Il fallait absolument trouver deux femmes : l'une qui accepte de faire don de ses cellules, et une mère porteuse, prête à porter un enfant. Et, bien sûr, il fallait de l'argent, parce qu'une telle tentative coûte 10 000 roubles (250 euros). La somme fut collectée au sein de leur grande famille où l'on n'a pas coutume de diviser les enfants entre « les nôtres » et « les leurs ». Lamara Kelecheva a de nombreux cousins (46 au total), qui vivent en Russie, en Ukraine, en Géorgie et en Grèce. Au départ, elle s'est adressée à une clinique en Géorgie : cinq tentatives sans succès. Les chances de succès étaient presque épuisées lorsqu'on conseilla à Lamara de tenter le destin dans une clinique de Donetsk. Pour augmenter les chances, il a été convenu qu'il y aurait deux mères porteuses.

La grossesse intervint à la première tentative pour les deux mères porteuses, ce qui arrive extrêmement rarement. En outre, l'échographie a révélé que chacune d'elles portait des jumeaux. Le 6 janvier 2011, Ioannis et Feoharis naissaient dans une maternité de Moscou, suivis deux jours plus tard par Mikhaïl et Maria. Lamara montre deux photos : sur chacune d'elles on croirait voir un seul et même visage. « Ce sont deux Mikhaïl : père et fils », dit-elle avec un grand sourire. « La ressemblance est étonnante ».

Six mains attentives prennent soin de cette « crèche » : Lamara elle-même, sa sœur cadette et une nourrice. Le mari de Lamara a divorcé peu de temps avant la naissance des petits-enfants, qu'il n'a toujours pas vus. Actuellement, l'heureuse famille vit dans une maison de campagne. Bientôt, les enfants seront baptisés, et les parrains et marraines viendront non seulement de Russie mais aussi d'Ukraine, de Géorgie et de Grèce. Lamara savoure d'avance la façon dont elle apprendra  les langues aux enfants, elle qui parle anglais, français, géorgien, turc et grec. Et elle ne doute pas un seul instant qu'elle donnera aux enfants tout ce dont ils ont besoin pour être heureux. Elle possède assez d'argent pour les élever et suffisamment de force malgré ses 57 ans, assure-t-elle.

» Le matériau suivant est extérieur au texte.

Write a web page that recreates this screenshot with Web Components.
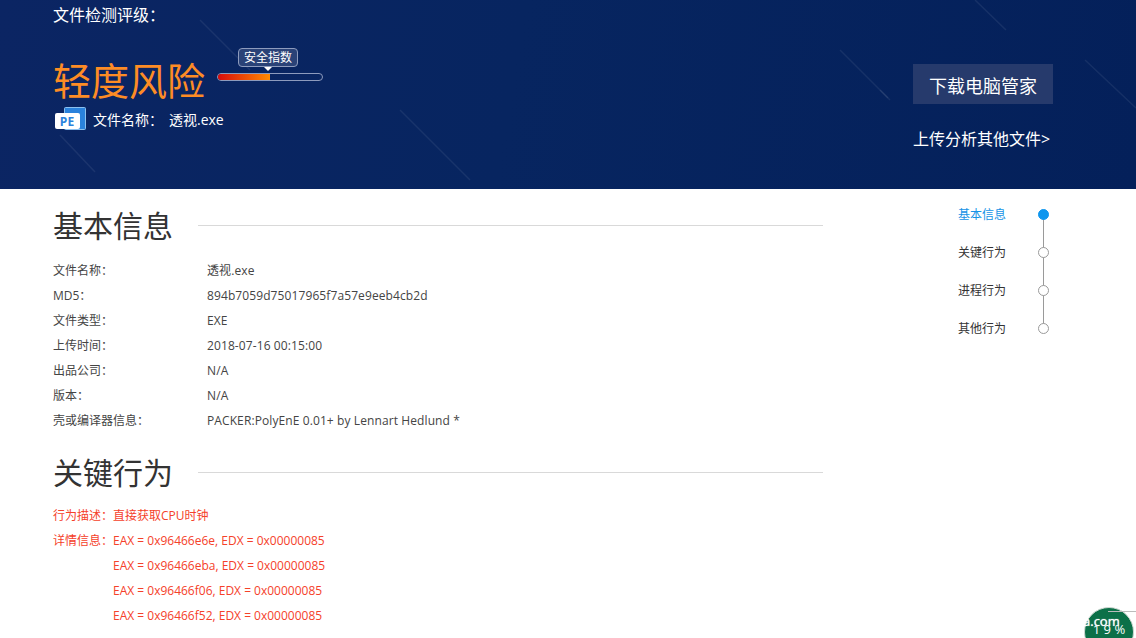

Seul problème : les enfants ont déjà presque cinq mois, et toujours pas d’actes de naissance. L'office de l'état-civil a refusé de les enregistrer, avançant que seuls les couples mariés pouvaient recourir aux services des mères porteuses en Russie. Lamara s'est alors adressée au tribunal. A l'été 2010, la justice avait créé un précédent juridique en enregistrant un enfant né dans le cadre du programme de mères porteuses d'un père célibataire. Pour la première fois, non seulement en Russie mais aussi en Europe, un père célibataire obtenait un acte de naissance pour un enfant, avec un tiret dans la case « mère ». Mais dans le cas de Kelecheva, le tribunal a pris la décision contraire, indiquant qu’il lui fallait un conjoint. Curieusement, les juges du même tribunal ont des interprétations contradictoires de la loi.

Mme Kelecheva ne compte pas en rester là et a déjà déposé un recours auprès d'une autorité supérieure. « Si après cette initiative les enfants ne sont pas sortis de ce vide juridique, je m'adresserai à la Cour suprême. Je veux que l'on m'enregistre en tant que mère », affirme-t-elle.